- Prompt -
Report the count of lines below in which the string "this" occurs; include nothing else.
--- START OF Given information ---
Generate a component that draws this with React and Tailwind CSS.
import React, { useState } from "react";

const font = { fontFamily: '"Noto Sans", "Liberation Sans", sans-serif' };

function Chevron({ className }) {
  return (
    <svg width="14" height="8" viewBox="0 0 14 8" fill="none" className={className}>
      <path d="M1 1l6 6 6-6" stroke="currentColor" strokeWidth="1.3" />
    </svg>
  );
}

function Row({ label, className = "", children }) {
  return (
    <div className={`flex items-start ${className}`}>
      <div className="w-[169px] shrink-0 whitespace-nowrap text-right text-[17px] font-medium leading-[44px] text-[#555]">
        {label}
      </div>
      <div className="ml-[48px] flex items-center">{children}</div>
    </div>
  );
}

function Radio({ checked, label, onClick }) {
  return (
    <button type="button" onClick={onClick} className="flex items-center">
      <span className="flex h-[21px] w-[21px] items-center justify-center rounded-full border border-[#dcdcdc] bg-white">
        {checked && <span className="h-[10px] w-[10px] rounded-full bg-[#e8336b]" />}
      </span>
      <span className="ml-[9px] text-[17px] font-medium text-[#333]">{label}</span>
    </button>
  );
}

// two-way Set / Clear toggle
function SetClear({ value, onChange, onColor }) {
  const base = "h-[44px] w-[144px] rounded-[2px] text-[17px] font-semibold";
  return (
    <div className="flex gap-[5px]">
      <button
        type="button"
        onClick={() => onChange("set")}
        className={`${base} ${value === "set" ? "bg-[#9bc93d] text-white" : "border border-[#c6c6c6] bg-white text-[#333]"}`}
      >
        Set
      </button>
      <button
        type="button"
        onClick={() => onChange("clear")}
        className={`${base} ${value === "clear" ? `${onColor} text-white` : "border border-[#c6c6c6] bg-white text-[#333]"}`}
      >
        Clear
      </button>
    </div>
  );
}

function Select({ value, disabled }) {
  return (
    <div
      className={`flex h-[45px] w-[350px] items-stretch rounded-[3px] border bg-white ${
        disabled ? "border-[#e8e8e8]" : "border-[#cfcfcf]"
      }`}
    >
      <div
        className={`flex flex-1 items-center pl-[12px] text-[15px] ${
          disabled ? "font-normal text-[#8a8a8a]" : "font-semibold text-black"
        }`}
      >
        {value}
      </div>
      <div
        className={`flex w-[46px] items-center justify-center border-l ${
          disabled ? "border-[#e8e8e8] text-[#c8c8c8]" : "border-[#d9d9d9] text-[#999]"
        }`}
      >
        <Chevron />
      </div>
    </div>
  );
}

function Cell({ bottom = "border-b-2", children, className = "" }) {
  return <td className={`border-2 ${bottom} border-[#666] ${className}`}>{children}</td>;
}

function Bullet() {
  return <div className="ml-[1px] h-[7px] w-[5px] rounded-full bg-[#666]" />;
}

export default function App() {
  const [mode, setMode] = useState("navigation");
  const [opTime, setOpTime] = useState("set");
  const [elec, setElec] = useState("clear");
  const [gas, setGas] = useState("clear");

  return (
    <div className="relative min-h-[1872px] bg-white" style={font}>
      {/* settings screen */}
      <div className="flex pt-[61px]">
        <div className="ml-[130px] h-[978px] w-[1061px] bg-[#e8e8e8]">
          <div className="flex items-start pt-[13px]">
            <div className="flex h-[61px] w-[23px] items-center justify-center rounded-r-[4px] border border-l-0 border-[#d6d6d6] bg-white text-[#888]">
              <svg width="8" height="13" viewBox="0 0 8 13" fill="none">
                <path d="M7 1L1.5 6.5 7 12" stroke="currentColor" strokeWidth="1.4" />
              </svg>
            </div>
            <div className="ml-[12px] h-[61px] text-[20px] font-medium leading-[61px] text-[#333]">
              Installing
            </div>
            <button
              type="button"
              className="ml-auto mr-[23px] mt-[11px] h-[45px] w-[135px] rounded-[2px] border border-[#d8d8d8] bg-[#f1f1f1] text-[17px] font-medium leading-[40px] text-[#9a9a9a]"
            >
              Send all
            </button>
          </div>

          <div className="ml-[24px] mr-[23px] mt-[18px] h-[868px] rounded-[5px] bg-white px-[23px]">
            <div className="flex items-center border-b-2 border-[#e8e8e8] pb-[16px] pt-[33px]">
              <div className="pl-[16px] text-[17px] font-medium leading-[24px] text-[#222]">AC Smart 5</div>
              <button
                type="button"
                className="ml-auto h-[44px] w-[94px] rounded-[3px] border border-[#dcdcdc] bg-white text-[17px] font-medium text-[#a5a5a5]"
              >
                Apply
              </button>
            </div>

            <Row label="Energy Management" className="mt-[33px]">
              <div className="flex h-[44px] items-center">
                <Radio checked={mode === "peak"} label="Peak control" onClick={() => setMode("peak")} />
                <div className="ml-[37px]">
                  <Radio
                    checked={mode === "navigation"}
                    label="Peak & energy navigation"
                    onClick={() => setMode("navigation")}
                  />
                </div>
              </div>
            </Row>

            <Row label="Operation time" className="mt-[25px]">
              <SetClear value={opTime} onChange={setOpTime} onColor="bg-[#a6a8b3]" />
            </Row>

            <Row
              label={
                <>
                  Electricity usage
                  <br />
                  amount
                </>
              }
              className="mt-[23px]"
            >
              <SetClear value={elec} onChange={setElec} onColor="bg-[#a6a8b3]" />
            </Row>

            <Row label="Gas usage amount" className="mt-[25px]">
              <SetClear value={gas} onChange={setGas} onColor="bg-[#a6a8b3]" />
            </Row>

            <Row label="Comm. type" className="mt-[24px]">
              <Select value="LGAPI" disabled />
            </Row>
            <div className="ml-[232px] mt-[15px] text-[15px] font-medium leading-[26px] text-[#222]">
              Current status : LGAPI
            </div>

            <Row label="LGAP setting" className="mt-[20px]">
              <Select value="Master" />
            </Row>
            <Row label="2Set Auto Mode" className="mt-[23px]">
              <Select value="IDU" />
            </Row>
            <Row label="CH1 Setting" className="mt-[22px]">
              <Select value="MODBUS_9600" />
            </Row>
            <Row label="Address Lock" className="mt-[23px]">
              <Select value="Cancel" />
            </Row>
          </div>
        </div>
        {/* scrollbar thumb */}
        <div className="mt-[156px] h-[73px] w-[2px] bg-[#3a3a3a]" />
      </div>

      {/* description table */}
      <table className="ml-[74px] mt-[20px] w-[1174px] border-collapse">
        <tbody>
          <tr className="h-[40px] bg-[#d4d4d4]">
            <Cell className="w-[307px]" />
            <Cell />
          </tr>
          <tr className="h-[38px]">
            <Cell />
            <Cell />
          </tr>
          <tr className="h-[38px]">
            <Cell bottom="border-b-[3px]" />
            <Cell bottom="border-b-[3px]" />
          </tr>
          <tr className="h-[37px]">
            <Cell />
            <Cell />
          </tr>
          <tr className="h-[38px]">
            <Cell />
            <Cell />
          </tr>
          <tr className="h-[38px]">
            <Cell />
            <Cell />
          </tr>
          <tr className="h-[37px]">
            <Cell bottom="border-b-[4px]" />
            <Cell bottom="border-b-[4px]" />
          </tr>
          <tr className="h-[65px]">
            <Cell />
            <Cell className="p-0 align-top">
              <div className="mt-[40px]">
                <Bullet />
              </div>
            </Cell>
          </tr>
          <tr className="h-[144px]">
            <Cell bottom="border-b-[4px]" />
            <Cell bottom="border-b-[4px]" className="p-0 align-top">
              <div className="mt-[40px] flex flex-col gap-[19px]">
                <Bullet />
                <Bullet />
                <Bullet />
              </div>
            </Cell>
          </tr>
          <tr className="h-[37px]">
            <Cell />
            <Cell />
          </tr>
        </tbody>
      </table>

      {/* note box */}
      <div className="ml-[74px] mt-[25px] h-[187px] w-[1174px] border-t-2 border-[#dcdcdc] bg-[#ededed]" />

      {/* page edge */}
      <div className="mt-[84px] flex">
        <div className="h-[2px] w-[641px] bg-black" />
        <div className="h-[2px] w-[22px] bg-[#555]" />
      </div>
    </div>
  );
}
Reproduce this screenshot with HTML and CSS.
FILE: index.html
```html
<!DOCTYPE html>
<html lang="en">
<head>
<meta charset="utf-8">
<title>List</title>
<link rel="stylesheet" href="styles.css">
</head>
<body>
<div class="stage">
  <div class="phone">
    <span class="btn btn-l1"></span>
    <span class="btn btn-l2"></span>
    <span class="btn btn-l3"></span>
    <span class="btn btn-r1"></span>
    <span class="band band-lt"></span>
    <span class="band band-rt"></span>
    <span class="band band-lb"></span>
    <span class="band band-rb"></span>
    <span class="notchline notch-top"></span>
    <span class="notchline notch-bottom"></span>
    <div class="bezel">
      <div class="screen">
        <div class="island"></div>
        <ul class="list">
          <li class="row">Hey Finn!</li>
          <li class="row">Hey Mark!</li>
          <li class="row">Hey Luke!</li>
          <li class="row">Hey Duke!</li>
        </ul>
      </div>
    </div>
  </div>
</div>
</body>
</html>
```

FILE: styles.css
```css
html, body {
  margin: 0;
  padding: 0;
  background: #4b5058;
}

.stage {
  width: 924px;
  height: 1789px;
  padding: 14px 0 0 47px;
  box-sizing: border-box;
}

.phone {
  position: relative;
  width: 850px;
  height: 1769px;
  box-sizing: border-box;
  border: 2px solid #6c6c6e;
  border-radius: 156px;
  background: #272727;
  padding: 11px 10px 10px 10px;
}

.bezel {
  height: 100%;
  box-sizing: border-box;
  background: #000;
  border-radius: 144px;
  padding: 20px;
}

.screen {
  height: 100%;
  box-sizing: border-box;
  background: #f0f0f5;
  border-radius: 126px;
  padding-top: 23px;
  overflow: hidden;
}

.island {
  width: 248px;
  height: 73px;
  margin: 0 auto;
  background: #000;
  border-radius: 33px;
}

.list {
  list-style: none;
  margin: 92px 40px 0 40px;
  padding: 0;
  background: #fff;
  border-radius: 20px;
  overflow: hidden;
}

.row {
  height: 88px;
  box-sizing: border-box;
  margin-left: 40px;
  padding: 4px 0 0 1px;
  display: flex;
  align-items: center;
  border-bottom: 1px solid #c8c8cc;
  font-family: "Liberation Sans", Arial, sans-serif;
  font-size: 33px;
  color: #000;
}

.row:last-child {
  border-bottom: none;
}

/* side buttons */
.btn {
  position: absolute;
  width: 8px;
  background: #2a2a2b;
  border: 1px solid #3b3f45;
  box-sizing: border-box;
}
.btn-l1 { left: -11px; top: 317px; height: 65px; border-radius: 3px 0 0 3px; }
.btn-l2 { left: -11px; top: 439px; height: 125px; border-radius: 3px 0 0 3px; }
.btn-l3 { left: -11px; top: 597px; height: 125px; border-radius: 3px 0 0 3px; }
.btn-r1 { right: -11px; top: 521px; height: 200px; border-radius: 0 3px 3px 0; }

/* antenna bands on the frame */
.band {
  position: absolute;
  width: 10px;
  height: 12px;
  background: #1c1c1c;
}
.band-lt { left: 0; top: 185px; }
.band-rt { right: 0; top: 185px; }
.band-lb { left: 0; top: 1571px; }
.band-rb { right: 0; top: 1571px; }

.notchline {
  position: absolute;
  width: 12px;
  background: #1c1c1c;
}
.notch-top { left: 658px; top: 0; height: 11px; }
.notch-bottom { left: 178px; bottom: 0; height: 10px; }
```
--- END OF Given information ---
- Response to the exercise -
2